On the other hand, Obamacare is going to make it more affordable to drop workers from employer-provided health insurance programs, thus shifting the burden of paying for health insurance from employers to workers. In this, and as Neil Irwin reminds us, it’s not dissimilar from what employers managed to do by eliminating defined-benefits pension plans in favor or defined-contribution plans, and thus shifting the bulk of both the risk and the payments to workers themselves.
One way of looking at this is to examine what employers (at least large corporations) had to do to get access to the workers’ ability to labor. They had to pay a wage (so that workers could purchase the commodities they needed to consume in order to perform labor). On top of that, they had to distribute a portion of their profits to health-insurance companies, so that their workers could have access to health care. In recent years, employers have managed to shift more of the cost of that health insurance to workers (who have faced rising copayments and insurance premia, thus increasing the amount workers pay by 89 percent) but also, with the rising cost of health care, have had to pay out more from their profits to purchase health insurance from their workers (to the tune of an 77-percent increase).

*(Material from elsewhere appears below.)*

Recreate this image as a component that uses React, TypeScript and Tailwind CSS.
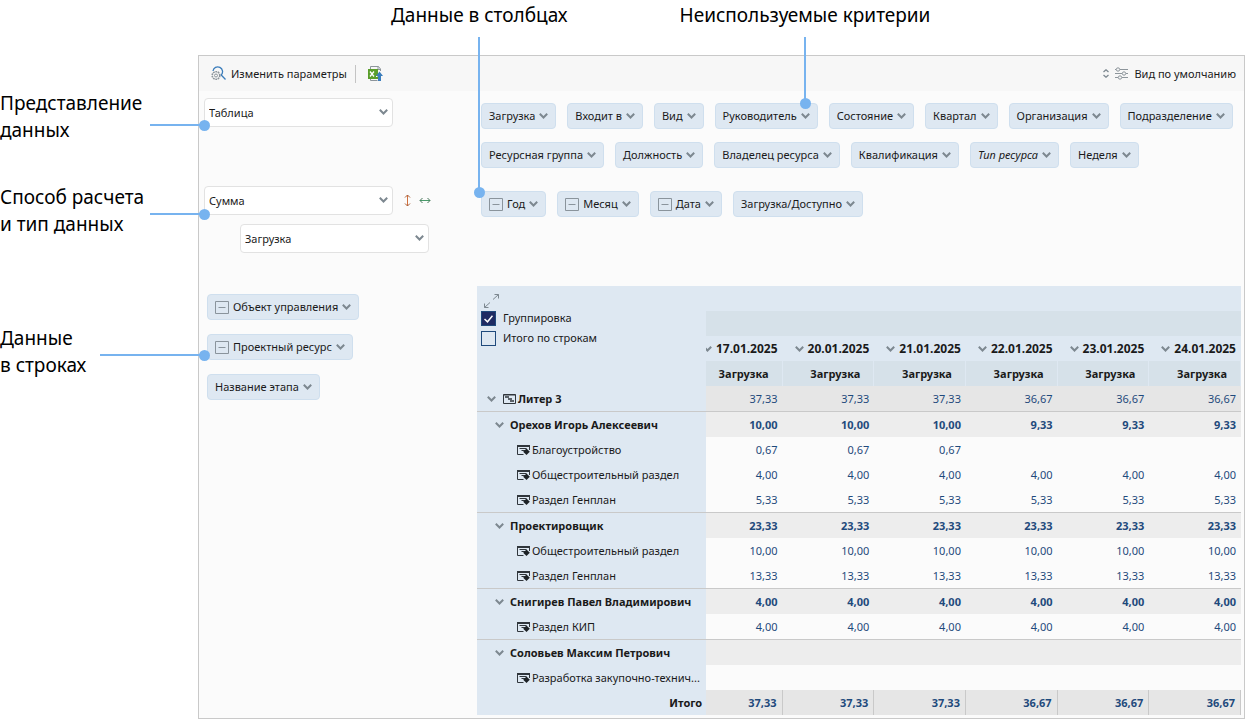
import { Fragment, type ReactNode } from 'react';

type Chip = { label: string; grouped?: boolean; italic?: boolean };

const unusedCriteria: Chip[][] = [
  [
    { label: 'Загрузка' },
    { label: 'Входит в' },
    { label: 'Вид' },
    { label: 'Руководитель' },
    { label: 'Состояние' },
    { label: 'Квартал' },
    { label: 'Организация' },
    { label: 'Подразделение' },
  ],
  [
    { label: 'Ресурсная группа' },
    { label: 'Должность' },
    { label: 'Владелец ресурса' },
    { label: 'Квалификация' },
    { label: 'Тип ресурса', italic: true },
    { label: 'Неделя' },
  ],
];

const columnCriteria: Chip[] = [
  { label: 'Год', grouped: true },
  { label: 'Месяц', grouped: true },
  { label: 'Дата', grouped: true },
  { label: 'Загрузка/Доступно' },
];

const rowCriteria: Chip[] = [
  { label: 'Объект управления', grouped: true },
  { label: 'Проектный ресурс', grouped: true },
  { label: 'Название этапа' },
];

const dates = ['17.01.2025', '20.01.2025', '21.01.2025', '22.01.2025', '23.01.2025', '24.01.2025'];

const groups = [
  {
    name: 'Орехов Игорь Алексеевич',
    values: ['10,00', '10,00', '10,00', '9,33', '9,33', '9,33'],
    stages: [
      { name: 'Благоустройство', values: ['0,67', '0,67', '0,67', '', '', ''] },
      { name: 'Общестроительный раздел', values: ['4,00', '4,00', '4,00', '4,00', '4,00', '4,00'] },
      { name: 'Раздел Генплан', values: ['5,33', '5,33', '5,33', '5,33', '5,33', '5,33'] },
    ],
  },
  {
    name: 'Проектировщик',
    values: ['23,33', '23,33', '23,33', '23,33', '23,33', '23,33'],
    stages: [
      { name: 'Общестроительный раздел', values: ['10,00', '10,00', '10,00', '10,00', '10,00', '10,00'] },
      { name: 'Раздел Генплан', values: ['13,33', '13,33', '13,33', '13,33', '13,33', '13,33'] },
    ],
  },
  {
    name: 'Снигирев Павел Владимирович',
    values: ['4,00', '4,00', '4,00', '4,00', '4,00', '4,00'],
    stages: [{ name: 'Раздел КИП', values: ['4,00', '4,00', '4,00', '4,00', '4,00', '4,00'] }],
  },
  {
    name: 'Соловьев Максим Петрович',
    values: ['', '', '', '', '', ''],
    stages: [{ name: 'Разработка закупочно-технич...', values: ['', '', '', '', '', ''] }],
  },
];

const projectValues = ['37,33', '37,33', '37,33', '36,67', '36,67', '36,67'];

function Chevron() {
  return (
    <svg className="shrink-0" width="9" height="6" viewBox="0 0 9 6" fill="none" stroke="#7d8890" strokeWidth="2">
      <path d="M0.8 0.8 4.5 4.5 8.2 0.8" />
    </svg>
  );
}

function ProjectIcon() {
  return (
    <svg className="shrink-0" width="13" height="10" viewBox="0 0 13 10" fill="none" stroke="#30363c">
      <path d="M0.5 0.5h12v9H0.5zM0.5 1h12" />
      <path d="M2 3h4M5 5h4M7 7h4" strokeWidth="1.6" />
    </svg>
  );
}

function StageIcon() {
  return (
    <svg className="shrink-0" width="13" height="10" viewBox="0 0 13 10" fill="none" stroke="#30363c">
      <path d="M0.5 1v8.500H6.500M12.500 1v4" />
      <path d="M0 1h13" strokeWidth="2" />
      <path d="M2.500 3.500h7M4.500 5.500h4" />
      <path d="M9.500 3.500 12.800 6.800 9.500 10 6.200 6.800z" fill="#1d2226" stroke="none" />
    </svg>
  );
}

function CriteriaChip({ label, grouped, italic }: Chip) {
  return (
    <button
      type="button"
      className="flex h-[26px] items-center gap-1 rounded border border-[#cfdfee] bg-[#dee8f2] px-[7px] whitespace-nowrap"
    >
      {grouped && (
        <svg className="shrink-0" width="14" height="13" viewBox="0 0 14 13" fill="none" stroke="#8a949c">
          <path d="M0.5 0.5h13v12h-13zM3.500 6.500h7" />
        </svg>
      )}
      <span className={italic ? 'italic' : ''}>{label}</span>
      <Chevron />
    </button>
  );
}

function SelectBox({ label, options }: { label: string; options: string[] }) {
  return (
    <div className="relative w-[189px]">
      <select
        aria-label={label}
        className="block h-[29px] w-full appearance-none rounded border border-[#e2e2e2] bg-white px-1 text-[#1a1a1a]"
      >
        {options.map((option) => (
          <option key={option}>{option}</option>
        ))}
      </select>
      <span className="pointer-events-none absolute top-[11px] right-[5px]">
        <Chevron />
      </span>
    </div>
  );
}

function TopCallout({ children, short }: { children: ReactNode; short?: boolean }) {
  return (
    <div className="relative">
      {children}
      <span className={`absolute top-[35px] left-1/2 z-10 -ml-px w-0.5 bg-[#77b3ef] ${short ? 'h-[67px]' : 'h-[156px]'}`}>
        <span className="absolute -bottom-[5px] -left-1 size-[11px] rounded-full bg-[#77b3ef]" />
      </span>
    </div>
  );
}

function SideCallout({ children, line }: { children: ReactNode; line: string }) {
  return (
    <div className="relative">
      {children}
      <span className={`absolute -right-[7px] z-10 h-0.5 bg-[#77b3ef] ${line}`}>
        <span className="absolute -top-1 -right-[5px] size-[11px] rounded-full bg-[#77b3ef]" />
      </span>
    </div>
  );
}

function PivotTable() {
  return (
    <table className="w-full table-fixed border-separate border-spacing-0 text-[#1a1a1a]">
      <colgroup>
        <col className="w-[30%]" />
        <col className="w-[10%]" />
        <col className="w-[12%]" />
        <col className="w-[12%]" />
        <col className="w-[12%]" />
        <col className="w-[12%]" />
        <col className="w-[12%]" />
      </colgroup>
      <thead className="bg-[#dee8f2]">
        <tr className="h-[25px]">
          <td rowSpan={4} className="p-0 px-1 pt-2 align-top">
            <svg width="15" height="14" viewBox="0 0 15 14" fill="none" stroke="#7d8890" className="ml-[3px]">
              <path d="M10.500 0.500h4v4M14.500 0.500 9 5.500M4.500 13.500h-4v-4M0.500 13.500 6 8.500" />
            </svg>
            <label className="flex h-5 items-center gap-[7px]">
              <span className="relative flex">
                <input
                  type="checkbox"
                  defaultChecked
                  className="size-[15px] appearance-none border border-[#1f4a7c] bg-transparent checked:bg-[#1f2b63]"
                />
                <svg className="pointer-events-none absolute top-1 left-[3px]" width="9" height="8" viewBox="0 0 9 8" fill="none" stroke="white" strokeWidth="1.500">
                  <path d="M0.500 4 3.500 6.800 8.500 0.800" />
                </svg>
              </span>
              Группировка
            </label>
            <label className="flex h-5 items-center gap-[7px]">
              <input type="checkbox" className="size-[15px] appearance-none border border-[#1f4a7c] bg-transparent" />
              Итого по строкам
            </label>
          </td>
          <td colSpan={6} className="p-0" />
        </tr>
        <tr className="h-[25px]">
          <td colSpan={6} className="bg-[#d6e1e9] p-0" />
        </tr>
        <tr className="h-[25px]">
          {dates.map((date) => (
            <th key={date} className="overflow-hidden p-0 pr-[5px] text-[12px] font-bold">
              <div className="flex items-center justify-end gap-1">
                <Chevron />
                {date}
              </div>
            </th>
          ))}
        </tr>
        <tr className="h-[25px]">
          {dates.map((date) => (
            <th key={date} className="border-r border-[#dee8f2] bg-[#d6e1e9] p-0 pr-[13px] text-right font-bold">
              Загрузка
            </th>
          ))}
        </tr>
      </thead>
      <tbody className="text-right text-[#1f4a7c]">
        <tr className="h-[25px]">
          <th className="bg-[#dee8f2] p-0 pl-[10px] font-bold text-[#1a1a1a]">
            <div className="flex items-center">
              <Chevron />
              <span className="ml-[7px] flex items-center gap-0.5">
                <ProjectIcon />
                Литер 3
              </span>
            </div>
          </th>
          {projectValues.map((value, i) => (
            <td key={i} className="bg-[#e6e6e6] p-0 pr-[5px]">
              {value}
            </td>
          ))}
        </tr>
        {groups.map((group) => (
          <Fragment key={group.name}>
            <tr className="h-[26px] font-bold">
              <th className="border-t border-[#c9c9c9] bg-[#dee8f2] p-0 pl-[18px] text-[#1a1a1a]">
                <div className="flex items-center gap-1.5">
                  <Chevron />
                  {group.name}
                </div>
              </th>
              {group.values.map((value, i) => (
                <td key={i} className="border-t border-[#c9c9c9] bg-[#ededed] p-0 pr-[5px]">
                  {value}
                </td>
              ))}
            </tr>
            {group.stages.map((stage) => (
              <tr key={stage.name} className="h-[25px]">
                <th className="bg-[#dee8f2] p-0 pl-10 text-left font-normal text-[#1a1a1a]">
                  <div className="flex items-center gap-0.5 whitespace-nowrap">
                    <StageIcon />
                    {stage.name}
                  </div>
                </th>
                {stage.values.map((value, i) => (
                  <td key={i} className="p-0 pr-[5px]">
                    {value}
                  </td>
                ))}
              </tr>
            ))}
          </Fragment>
        ))}
      </tbody>
      <tfoot className="text-right font-bold">
        <tr className="h-[25px]">
          <th className="bg-[#dee8f2] p-0 pr-1 text-right">Итого</th>
          {projectValues.map((value, i) => (
            <td key={i} className="border-r border-[#c9c9c9] bg-[#e6e6e6] p-0 pr-[5px] text-[#1f4a7c]">
              {value}
            </td>
          ))}
        </tr>
      </tfoot>
    </table>
  );
}

export default function App() {
  return (
    <div className="bg-white font-['Noto_Sans',sans-serif] text-[11px] leading-4 text-[#1a1a1a]">
      <header className="flex h-[55px] gap-[112px] pt-0.5 pl-[391px] text-[19px] leading-[27px] text-black">
        <TopCallout>Данные в столбцах</TopCallout>
        <TopCallout short>Неиспользуемые критерии</TopCallout>
      </header>

      <div className="flex">
        <aside className="w-[198px] shrink-0 pt-[35px] text-[19px] leading-[27px] text-black">
          <SideCallout line="top-[34px] w-[55px]">
            Представление
            <br />
            данных
          </SideCallout>
          <div className="mt-10">
            <SideCallout line="top-[29px] w-[55px]">
              Способ расчета
              <br />
              и тип данных
            </SideCallout>
          </div>
          <div className="mt-[87px]">
            <SideCallout line="top-[29px] w-[105px]">
              Данные
              <br />
              в строках
            </SideCallout>
          </div>
        </aside>

        <main className="min-w-0 grow border border-[#c9c9c9] bg-[#fbfbfb]">
          <div className="flex h-[35px] items-center justify-between bg-[#f7f7f7] pr-2 pl-3">
            <div className="flex items-center">
              <button type="button" className="flex items-center gap-[5px]">
                <svg width="15" height="15" viewBox="0 0 15 15" fill="none">
                  <path d="M2 5a4.800 4.800 0 1 1 8.200 4L14.500 13.500" stroke="#3b7dbb" strokeWidth="1.300" />
                  <circle cx="5" cy="9.500" r="3.800" stroke="#8d959b" strokeWidth="1.600" strokeDasharray="1.700 0.700" />
                  <circle cx="5" cy="9.500" r="1.500" stroke="#8d959b" />
                </svg>
                Изменить параметры
              </button>
              <span className="mx-2 h-[18px] w-px bg-[#c4c4c4]" />
              <button type="button" aria-label="Экспорт в Excel" className="ml-1">
                <svg width="15" height="16" viewBox="0 0 15 16" fill="none">
                  <path d="M2.500 3v-2.500h8l2 2.500v2M2.500 13v1.500h7M10 0.500v3h2.500" stroke="#8d959b" />
                  <path d="M0 3h10v10H0z" fill="#5a9e2b" />
                  <path d="M2 5.500l4 5M6 5.500l-4 5" stroke="white" strokeWidth="1.300" />
                  <path d="M8 10.500h1.500" stroke="white" />
                  <path d="M11.500 5.500 15 10h-2v5h-3v-5H8z" fill="#3b7dbb" />
                </svg>
              </button>
            </div>
            <button type="button" className="flex items-center">
              <svg width="6" height="9" viewBox="0 0 6 9" fill="none" stroke="#7d8890" strokeWidth="1.300">
                <path d="M0.500 3 3 0.800 5.500 3M0.500 6 3 8.200 5.500 6" />
              </svg>
              <svg className="mr-1.5 ml-1.5" width="13" height="13" viewBox="0 0 13 13" fill="none" stroke="#8d959b">
                <path d="M0 2.500h1M5 2.500h8M0 6.500h7M11 6.500h2M0 10.500h3M7 10.500h6" />
                <circle cx="3" cy="2.500" r="1.700" />
                <circle cx="9" cy="6.500" r="1.700" />
                <circle cx="5" cy="10.500" r="1.700" />
              </svg>
              Вид по умолчанию
            </button>
          </div>

          <div className="grid grid-cols-[278px_1fr] grid-rows-[195px_auto] pr-[3px] pb-[3px]">
            <section className="pt-[7px] pl-[5px]">
              <SelectBox label="Представление данных" options={['Таблица', 'Диаграмма']} />
              <div className="mt-[59px] flex items-center">
                <SelectBox label="Способ расчета" options={['Сумма', 'Среднее']} />
                <svg className="ml-[11px]" width="7" height="13" viewBox="0 0 7 13" fill="none">
                  <path d="M3.500 1v11" stroke="#d0703c" />
                  <path d="M1 3.500 3.500 1 6 3.500M1 9.500 3.500 12 6 9.500" stroke="#a8603c" />
                </svg>
                <svg className="ml-2" width="12" height="7" viewBox="0 0 12 7" fill="none">
                  <path d="M1 3.500h10" stroke="#4a9a6a" />
                  <path d="M3.500 1 1 3.500 3.500 6M8.500 1 11 3.500 8.500 6" stroke="#47775a" />
                </svg>
              </div>
              <div className="mt-[9px] ml-9">
                <SelectBox label="Тип данных" options={['Загрузка', 'Доступно']} />
              </div>
            </section>

            <section className="pt-3 pl-1">
              <div className="space-y-[13px]">
                {unusedCriteria.map((row, i) => (
                  <div key={i} className="flex gap-[11px]">
                    {row.map((chip) => (
                      <CriteriaChip key={chip.label} {...chip} />
                    ))}
                  </div>
                ))}
              </div>
              <div className="mt-[23px] flex gap-[11px]">
                {columnCriteria.map((chip) => (
                  <CriteriaChip key={chip.label} {...chip} />
                ))}
              </div>
            </section>

            <section className="flex flex-col items-start gap-[14px] pt-2 pl-2">
              {rowCriteria.map((chip) => (
                <CriteriaChip key={chip.label} {...chip} />
              ))}
            </section>

            <PivotTable />
          </div>
        </main>
      </div>
    </div>
  );
}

If workers are shifted out of employer-sponsored plans to the health exchanges, employers’ profits are going to increase by a tremendous amount. According to the S&P Capital IQ study Irwin cites, we’re talking about
$700 billion between 2016 and 2025, or about 4 percent of the total value of those companies. The total could reach $3.25 trillion for all companies with more than 50 employees.
Workers, on the other hand, are going to have to pay for health insurance out of their wages, on top of everything else they currently purchase in order to support themselves and their families. Something is going to have to give.
Corporate profits will certainly rise. But how will their employees get by? As workers are forced to pay more and more of their health care, what are they going to have to give up—buying a home, saving for retirement, saving for their children’s college education?
In this sense, the reform that was implemented in 2010 may have made healthcare more affordable for the tiny minority of employers—but less affordable for everyone else.